= Huang Shi An =

Chinese calligraphy artist

Huang Shi An (黄石庵) (1903 – 1990) was a Chinese calligraphy artist.

Huang Shi An was born by the names of ‘Zi Zhen (子贞)’ and ‘Shi An (石庵)’. Originated from Guang Dong, China, Huang Shi An was of a Hakka descent, moved to Malaysia sometime in the 1940s - 1950s. He was the chief editor for Ma Hua Ribao, a judge for the national calligraphy contest and one of the founding members and consultant to Persatuan Seni Tulis Malaysia.
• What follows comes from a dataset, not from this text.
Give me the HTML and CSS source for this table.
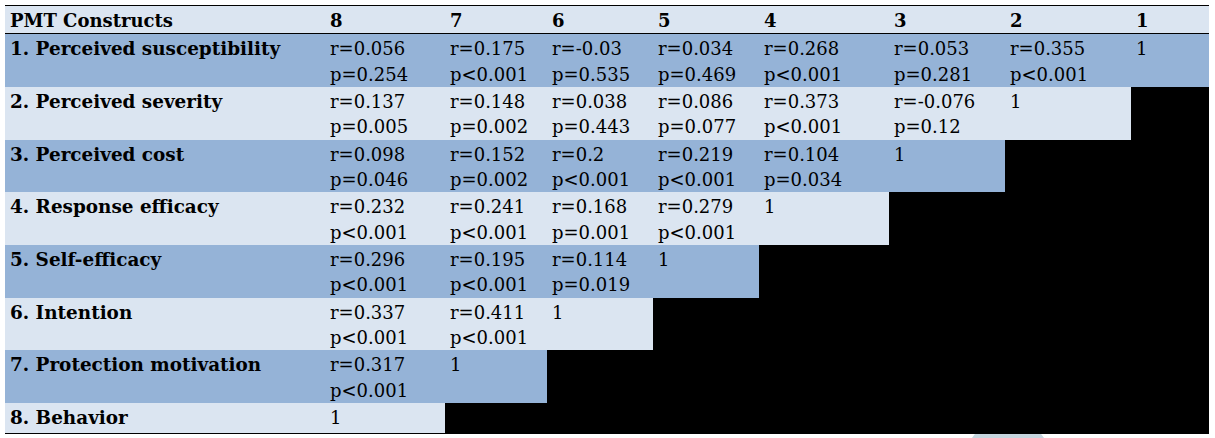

Huang’s art exhibitions took to the international stage in Singapore and China (Research Institute of Traditional Chinese Painting in Beijing), for example. Huang’s notable publications include “The Calligraphy of Huang Shi An” (1988) and “The Calligraphy Exhibitions of Huang Shi An” (2005). Huang devoted his life to promoting calligraphy. He started his calligraphy journey with Northern Wei Dynasty’s tablet inscriptions, followed by other forms of stone-calligraphy. He was inspired by Qing Dynasty’s He Shao Ji, who was a calligrapher, poet and scholar himself. Huang further enriched his calligraphy with Kang You Wei’s attributes.